隠居の独り言(402)

私は丁稚小僧上がりの人間で、といって学歴にヒガミを持っているわけではない。
誰も家庭環境が違うし時代背景も重なって思うようにならないのは人生の常だ。
学校へ通う時間が少なくても違う得難い体験をさせてもらったし机上の勉強より
社会のからくりを多く見たのは高年になってよかったと過去の自分を振り返る。
小学高学年の辺りから戦争末期に入って勉強より食糧増産が緊急課題で学校の
校庭は芋畑に化し毎日を近くの山の斜面を開墾する事が小学生の学習でもあった。
戦後の物資の不足も深刻で二年間の高等小学校に入ったが教科書もロクに無く
わら半紙にガリバン刷りで、その作業に全員が明け暮れて肝心の授業の時間が
取れなかった。最悪の教育現場は不登校の生徒も多くある者は家の農作業をし
ある者は近所の小工場で働いた。
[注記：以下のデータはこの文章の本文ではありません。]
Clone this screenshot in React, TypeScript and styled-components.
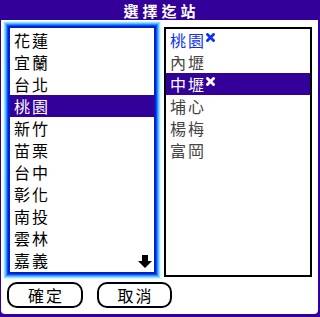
import styled, { createGlobalStyle } from 'styled-components';

const GlobalStyle = createGlobalStyle`
  html, body {
    margin: 0;
    padding: 0;
    background: #fff;
  }
  body {
    font-family: "Noto Sans CJK TC", "Noto Sans", sans-serif;
  }
`;

const PURPLE = '#330099';

const Frame = styled.div`
  width: 320px;
  height: 317px;
  box-sizing: border-box;
  background: ${PURPLE};
  display: flex;
  flex-direction: column;
  padding: 0 2px 3px 1px;
`;

const TitleBar = styled.h1`
  margin: 0;
  height: 20px;
  display: flex;
  align-items: center;
  justify-content: center;
  color: #fff;
  font-size: 15px;
  line-height: 17px;
  font-weight: 700;
  letter-spacing: 4px;
  padding-left: 4px;
`;

const Body = styled.div`
  flex: 1;
  background: #fff;
  border-radius: 0 0 4px 4px;
  display: flex;
  flex-direction: column;
  padding: 6px 6px 0 7px;
`;

const ListsRow = styled.div`
  display: flex;
  align-items: flex-start;
  gap: 8px;
`;

const PickList = styled.div`
  position: relative;
  width: 148px;
  height: 248px;
  box-sizing: border-box;
  border: 2px solid #0022cc;
  padding: 1px 0;
  box-shadow:
    0 0 0 1px #0055ff,
    0 0 0 2px #3388ff,
    0 0 0 3px #66bbff,
    0 0 0 4px #99ddff,
    0 0 0 5px #ccffff;
`;

const StationList = styled.div`
  width: 148px;
  height: 250px;
  box-sizing: border-box;
  border: 2px solid #000;
  margin-top: 1px;
`;

const toneColor = {
  black: '#000',
  gray: '#444',
  blue: '#1030f0',
};

const Row = styled.div<{ $selected?: boolean; $tone?: keyof typeof toneColor }>`
  height: 22px;
  display: flex;
  align-items: center;
  padding-left: 4px;
  font-size: 16px;
  line-height: 22px;
  letter-spacing: 2px;
  background: ${(p) => (p.$selected ? PURPLE : 'transparent')};
  color: ${(p) => (p.$selected ? '#fff' : toneColor[p.$tone ?? 'black'])};
`;

const Mark = styled.svg`
  align-self: flex-start;
  margin: 4px 0 0 0;
`;

const ScrollArrow = styled.svg`
  position: absolute;
  right: 2px;
  bottom: 4px;
`;

const ButtonRow = styled.div`
  display: flex;
  gap: 14px;
  margin: 5px 0 0 -1px;
`;

const PillButton = styled.button<{ $width: number }>`
  width: ${(p) => p.$width}px;
  height: 26px;
  box-sizing: border-box;
  border: 2px solid #000;
  border-radius: 10px;
  background: #fff;
  color: #000;
  padding: 0 0 0 2px;
  font-family: inherit;
  font-size: 16px;
  line-height: 22px;
  letter-spacing: 2px;
`;

const leftItems = ['花蓮', '宜蘭', '台北', '桃園', '新竹', '苗栗', '台中', '彰化', '南投', '雲林', '嘉義'];

const rightItems: { name: string; tone: keyof typeof toneColor; marked?: boolean; selected?: boolean }[] = [
  { name: '桃園', tone: 'blue', marked: true },
  { name: '內壢', tone: 'gray' },
  { name: '中壢', tone: 'gray', marked: true, selected: true },
  { name: '埔心', tone: 'gray' },
  { name: '楊梅', tone: 'gray' },
  { name: '富岡', tone: 'gray' },
];

const CrossMark = () => (
  <Mark width="9" height="9" viewBox="0 0 9 9">
    <path d="M1.5 1.5 L7.5 7.5 M7.5 1.5 L1.5 7.5" stroke="currentColor" strokeWidth="2.8" strokeLinecap="square" />
  </Mark>
);

export default function App() {
  return (
    <>
      <GlobalStyle />
      <Frame>
        <TitleBar>選擇迄站</TitleBar>
        <Body>
          <ListsRow>
            <PickList>
              {leftItems.map((name) => (
                <Row key={name} $selected={name === '桃園'}>
                  {name}
                </Row>
              ))}
              <ScrollArrow width="14" height="13" viewBox="0 0 14 13">
                <polygon points="4,0 10,0 10,6 14,6 7,13 0,6 4,6" fill="#000" />
              </ScrollArrow>
            </PickList>
            <StationList>
              {rightItems.map((item) => (
                <Row key={item.name} $tone={item.tone} $selected={item.selected}>
                  {item.name}
                  {item.marked && <CrossMark />}
                </Row>
              ))}
            </StationList>
          </ListsRow>
          <ButtonRow>
            <PillButton $width={76}>確定</PillButton>
            <PillButton $width={75}>取消</PillButton>
          </ButtonRow>
        </Body>
      </Frame>
    </>
  );
}
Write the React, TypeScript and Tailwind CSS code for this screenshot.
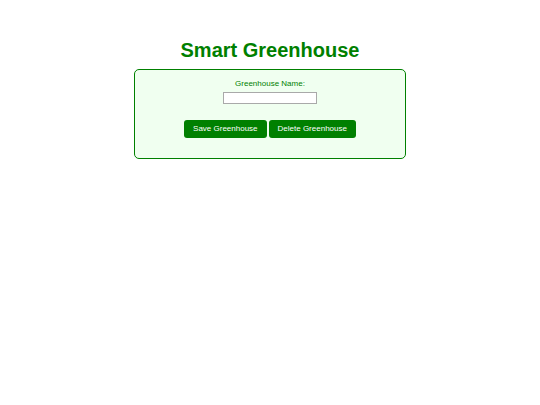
import React, { useState } from 'react';

export default function App() {
  const [name, setName] = useState('');

  return (
    <div className="min-h-[405px] w-full bg-white font-['Liberation_Sans',Arial,sans-serif] text-center">
      <div className="pt-[38px]">
        <h1 className="text-[20px] leading-[24px] font-bold text-[#008000] mb-[7px]">Smart Greenhouse</h1>

        {/* Greenhouse form card */}
        <div className="mx-auto w-[272px] rounded-[5px] border border-[#008000] bg-[#f0fff0] pt-[8px] pb-[20px]">
          <label className="block text-[8px] leading-[12px] text-[#008000]">Greenhouse Name:</label>
          <input
            type="text"
            value={name}
            onChange={(e) => setName(e.target.value)}
            className="mx-auto mt-[2px] block h-[12px] w-[94px] border border-[#a9a9a9] bg-white outline-none text-[8px]"
          />
          <div className="mt-[16px] flex justify-center gap-[2px]">
            <button
              type="button"
              className="h-[18px] px-[9px] rounded-[3px] bg-[#008000] text-white text-[8px] leading-[18px]"
            >
              Save Greenhouse
            </button>
            <button
              type="button"
              className="h-[18px] px-[9px] rounded-[3px] bg-[#008000] text-white text-[8px] leading-[18px]"
            >
              Delete Greenhouse
            </button>
          </div>
        </div>
      </div>
    </div>
  );
}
当時の義務教育は小学校までで多くの子供は
卒業を待って働くのが一般的な社会の断片でもあった。子供心に子沢山の家庭は
経済的な困窮も知っていたし働きに出て家に仕送るのが親孝行だとも思っていた。
それを父に話すと一喝された「お前はお前の道を進むのが、ほんとうの親孝行だ」
自分が子供を持って初めて気付いたものは子供が幸せに暮らす事が最高の親孝行!
親思う心にまさる親心、吉田松陰の言葉は今更のように胸に沁みるが今月は父の
誕生月で生きていれば96歳の誕生の祝いが出来たのに月日は無常に流れていく。
15歳で上京し丁稚小僧として奉公したが数えれば中学1年生で現代の子供では
とても耐えられないだろう。戦後間もなくの頃の慣習に昔からの徒弟関係が残り
丁稚小僧は店に住み込んで親方夫婦や先輩から様々な専門作業、商取引、行儀作法、
上下関係など朝早くから夜遅くまで教えられ休日も月に一日、給与も小遣い程度の
少ないものだったが小僧生活も今に思えばいい経験をさせてくれたと感謝している。
苦労の味は噛むほどに美味しい。